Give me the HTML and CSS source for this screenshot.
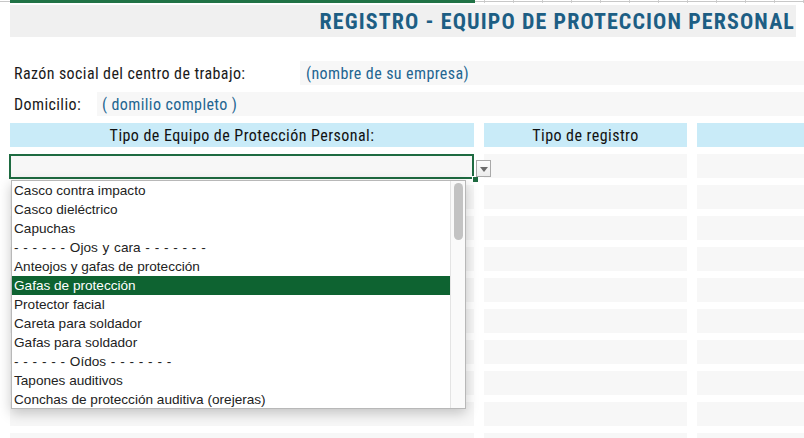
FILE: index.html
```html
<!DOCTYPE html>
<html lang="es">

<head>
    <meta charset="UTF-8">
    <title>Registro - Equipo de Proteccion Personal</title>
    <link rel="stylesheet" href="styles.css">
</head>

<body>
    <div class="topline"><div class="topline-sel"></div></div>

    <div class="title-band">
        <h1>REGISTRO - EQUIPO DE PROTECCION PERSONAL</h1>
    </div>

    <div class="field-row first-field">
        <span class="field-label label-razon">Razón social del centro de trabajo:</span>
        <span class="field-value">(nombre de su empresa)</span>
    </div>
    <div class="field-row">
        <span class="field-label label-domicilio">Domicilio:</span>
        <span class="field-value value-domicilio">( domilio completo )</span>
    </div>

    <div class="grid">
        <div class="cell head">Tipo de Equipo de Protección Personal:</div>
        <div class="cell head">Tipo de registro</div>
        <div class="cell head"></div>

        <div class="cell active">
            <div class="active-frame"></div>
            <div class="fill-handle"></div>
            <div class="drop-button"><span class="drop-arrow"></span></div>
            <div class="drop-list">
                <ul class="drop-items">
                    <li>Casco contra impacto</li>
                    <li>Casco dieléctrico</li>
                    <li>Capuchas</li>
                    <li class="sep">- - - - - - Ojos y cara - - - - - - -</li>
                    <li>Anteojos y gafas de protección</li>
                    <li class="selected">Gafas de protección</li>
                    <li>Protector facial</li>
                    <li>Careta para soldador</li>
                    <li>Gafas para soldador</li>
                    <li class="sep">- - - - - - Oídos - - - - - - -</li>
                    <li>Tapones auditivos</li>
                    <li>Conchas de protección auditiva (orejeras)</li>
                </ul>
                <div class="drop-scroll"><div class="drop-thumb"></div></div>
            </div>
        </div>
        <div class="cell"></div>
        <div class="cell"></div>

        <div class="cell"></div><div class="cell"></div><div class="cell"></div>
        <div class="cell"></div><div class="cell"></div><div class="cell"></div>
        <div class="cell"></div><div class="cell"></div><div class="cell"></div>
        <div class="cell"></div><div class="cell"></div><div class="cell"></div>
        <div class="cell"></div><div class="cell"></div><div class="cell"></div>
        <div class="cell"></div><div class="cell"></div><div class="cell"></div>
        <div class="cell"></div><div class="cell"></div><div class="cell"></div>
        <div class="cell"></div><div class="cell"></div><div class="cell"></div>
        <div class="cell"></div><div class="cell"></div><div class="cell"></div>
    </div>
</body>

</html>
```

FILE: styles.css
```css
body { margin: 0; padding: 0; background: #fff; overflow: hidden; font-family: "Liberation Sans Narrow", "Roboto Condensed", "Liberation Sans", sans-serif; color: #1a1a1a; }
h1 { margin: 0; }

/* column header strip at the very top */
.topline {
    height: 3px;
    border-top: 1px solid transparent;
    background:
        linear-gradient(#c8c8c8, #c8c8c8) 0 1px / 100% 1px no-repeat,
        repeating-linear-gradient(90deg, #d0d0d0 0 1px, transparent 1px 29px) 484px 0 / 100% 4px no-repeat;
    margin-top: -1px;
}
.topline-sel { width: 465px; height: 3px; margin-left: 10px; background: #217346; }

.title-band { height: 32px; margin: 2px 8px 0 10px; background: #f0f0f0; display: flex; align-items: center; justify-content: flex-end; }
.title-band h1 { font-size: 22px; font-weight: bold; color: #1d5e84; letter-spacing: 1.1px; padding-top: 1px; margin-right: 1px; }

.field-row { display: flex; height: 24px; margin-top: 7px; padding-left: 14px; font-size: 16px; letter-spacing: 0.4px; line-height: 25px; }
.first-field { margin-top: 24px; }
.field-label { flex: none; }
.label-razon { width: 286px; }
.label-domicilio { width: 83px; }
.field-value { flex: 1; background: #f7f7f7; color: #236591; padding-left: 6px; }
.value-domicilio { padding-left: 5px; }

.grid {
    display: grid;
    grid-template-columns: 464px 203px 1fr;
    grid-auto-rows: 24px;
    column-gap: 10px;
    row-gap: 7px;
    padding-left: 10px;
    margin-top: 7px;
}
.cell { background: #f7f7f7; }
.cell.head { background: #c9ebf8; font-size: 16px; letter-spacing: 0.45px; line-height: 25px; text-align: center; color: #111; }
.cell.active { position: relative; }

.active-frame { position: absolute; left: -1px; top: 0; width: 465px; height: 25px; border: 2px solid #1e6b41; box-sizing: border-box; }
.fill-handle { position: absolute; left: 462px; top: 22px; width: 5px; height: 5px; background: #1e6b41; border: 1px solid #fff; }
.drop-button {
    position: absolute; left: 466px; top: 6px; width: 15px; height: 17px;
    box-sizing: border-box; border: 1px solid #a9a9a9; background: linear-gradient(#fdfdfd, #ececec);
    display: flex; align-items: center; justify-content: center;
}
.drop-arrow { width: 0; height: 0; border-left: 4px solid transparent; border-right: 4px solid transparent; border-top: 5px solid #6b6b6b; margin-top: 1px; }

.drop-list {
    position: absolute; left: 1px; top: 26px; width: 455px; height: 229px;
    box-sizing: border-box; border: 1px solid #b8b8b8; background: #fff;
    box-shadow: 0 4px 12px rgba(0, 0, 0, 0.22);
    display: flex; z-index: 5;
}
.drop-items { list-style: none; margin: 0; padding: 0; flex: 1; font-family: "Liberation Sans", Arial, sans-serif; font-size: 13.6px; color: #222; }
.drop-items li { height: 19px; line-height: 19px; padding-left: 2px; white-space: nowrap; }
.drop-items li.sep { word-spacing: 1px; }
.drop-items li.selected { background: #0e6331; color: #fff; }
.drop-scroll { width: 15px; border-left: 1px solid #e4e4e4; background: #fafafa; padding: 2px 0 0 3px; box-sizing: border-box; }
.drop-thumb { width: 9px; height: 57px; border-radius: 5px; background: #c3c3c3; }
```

######

## OBJECTIVE
Reproduce the full listing faithfully, but do not carry over any pictures.

## ANSWER TO THIS PROBLEM
Give me the HTML and CSS source for this screenshot.
FILE: index.html
```html
<!DOCTYPE html>
<html lang="es">

<head>
    <meta charset="UTF-8">
    <title>Registro - Equipo de Proteccion Personal</title>
    <link rel="stylesheet" href="styles.css">
</head>

<body>
    <div class="topline"><div class="topline-sel"></div></div>

    <div class="title-band">
        <h1>REGISTRO - EQUIPO DE PROTECCION PERSONAL</h1>
    </div>

    <div class="field-row first-field">
        <span class="field-label label-razon">Razón social del centro de trabajo:</span>
        <span class="field-value">(nombre de su empresa)</span>
    </div>
    <div class="field-row">
        <span class="field-label label-domicilio">Domicilio:</span>
        <span class="field-value value-domicilio">( domilio completo )</span>
    </div>

    <div class="grid">
        <div class="cell head">Tipo de Equipo de Protección Personal:</div>
        <div class="cell head">Tipo de registro</div>
        <div class="cell head"></div>

        <div class="cell active">
            <div class="active-frame"></div>
            <div class="fill-handle"></div>
            <div class="drop-button"><span class="drop-arrow"></span></div>
            <div class="drop-list">
                <ul class="drop-items">
                    <li>Casco contra impacto</li>
                    <li>Casco dieléctrico</li>
                    <li>Capuchas</li>
                    <li class="sep">- - - - - - Ojos y cara - - - - - - -</li>
                    <li>Anteojos y gafas de protección</li>
                    <li class="selected">Gafas de protección</li>
                    <li>Protector facial</li>
                    <li>Careta para soldador</li>
                    <li>Gafas para soldador</li>
                    <li class="sep">- - - - - - Oídos - - - - - - -</li>
                    <li>Tapones auditivos</li>
                    <li>Conchas de protección auditiva (orejeras)</li>
                </ul>
                <div class="drop-scroll"><div class="drop-thumb"></div></div>
            </div>
        </div>
        <div class="cell"></div>
        <div class="cell"></div>

        <div class="cell"></div><div class="cell"></div><div class="cell"></div>
        <div class="cell"></div><div class="cell"></div><div class="cell"></div>
        <div class="cell"></div><div class="cell"></div><div class="cell"></div>
        <div class="cell"></div><div class="cell"></div><div class="cell"></div>
        <div class="cell"></div><div class="cell"></div><div class="cell"></div>
        <div class="cell"></div><div class="cell"></div><div class="cell"></div>
        <div class="cell"></div><div class="cell"></div><div class="cell"></div>
        <div class="cell"></div><div class="cell"></div><div class="cell"></div>
        <div class="cell"></div><div class="cell"></div><div class="cell"></div>
    </div>
</body>

</html>
```

FILE: styles.css
```css
body { margin: 0; padding: 0; background: #fff; overflow: hidden; font-family: "Liberation Sans Narrow", "Roboto Condensed", "Liberation Sans", sans-serif; color: #1a1a1a; }
h1 { margin: 0; }

/* column header strip at the very top */
.topline {
    height: 3px;
    border-top: 1px solid transparent;
    background:
        linear-gradient(#c8c8c8, #c8c8c8) 0 1px / 100% 1px no-repeat,
        repeating-linear-gradient(90deg, #d0d0d0 0 1px, transparent 1px 29px) 484px 0 / 100% 4px no-repeat;
    margin-top: -1px;
}
.topline-sel { width: 465px; height: 3px; margin-left: 10px; background: #217346; }

.title-band { height: 32px; margin: 2px 8px 0 10px; background: #f0f0f0; display: flex; align-items: center; justify-content: flex-end; }
.title-band h1 { font-size: 22px; font-weight: bold; color: #1d5e84; letter-spacing: 1.1px; padding-top: 1px; margin-right: 1px; }

.field-row { display: flex; height: 24px; margin-top: 7px; padding-left: 14px; font-size: 16px; letter-spacing: 0.4px; line-height: 25px; }
.first-field { margin-top: 24px; }
.field-label { flex: none; }
.label-razon { width: 286px; }
.label-domicilio { width: 83px; }
.field-value { flex: 1; background: #f7f7f7; color: #236591; padding-left: 6px; }
.value-domicilio { padding-left: 5px; }

.grid {
    display: grid;
    grid-template-columns: 464px 203px 1fr;
    grid-auto-rows: 24px;
    column-gap: 10px;
    row-gap: 7px;
    padding-left: 10px;
    margin-top: 7px;
}
.cell { background: #f7f7f7; }
.cell.head { background: #c9ebf8; font-size: 16px; letter-spacing: 0.45px; line-height: 25px; text-align: center; color: #111; }
.cell.active { position: relative; }

.active-frame { position: absolute; left: -1px; top: 0; width: 465px; height: 25px; border: 2px solid #1e6b41; box-sizing: border-box; }
.fill-handle { position: absolute; left: 462px; top: 22px; width: 5px; height: 5px; background: #1e6b41; border: 1px solid #fff; }
.drop-button {
    position: absolute; left: 466px; top: 6px; width: 15px; height: 17px;
    box-sizing: border-box; border: 1px solid #a9a9a9; background: linear-gradient(#fdfdfd, #ececec);
    display: flex; align-items: center; justify-content: center;
}
.drop-arrow { width: 0; height: 0; border-left: 4px solid transparent; border-right: 4px solid transparent; border-top: 5px solid #6b6b6b; margin-top: 1px; }

.drop-list {
    position: absolute; left: 1px; top: 26px; width: 455px; height: 229px;
    box-sizing: border-box; border: 1px solid #b8b8b8; background: #fff;
    box-shadow: 0 4px 12px rgba(0, 0, 0, 0.22);
    display: flex; z-index: 5;
}
.drop-items { list-style: none; margin: 0; padding: 0; flex: 1; font-family: "Liberation Sans", Arial, sans-serif; font-size: 13.6px; color: #222; }
.drop-items li { height: 19px; line-height: 19px; padding-left: 2px; white-space: nowrap; }
.drop-items li.sep { word-spacing: 1px; }
.drop-items li.selected { background: #0e6331; color: #fff; }
.drop-scroll { width: 15px; border-left: 1px solid #e4e4e4; background: #fafafa; padding: 2px 0 0 3px; box-sizing: border-box; }
.drop-thumb { width: 9px; height: 57px; border-radius: 5px; background: #c3c3c3; }
```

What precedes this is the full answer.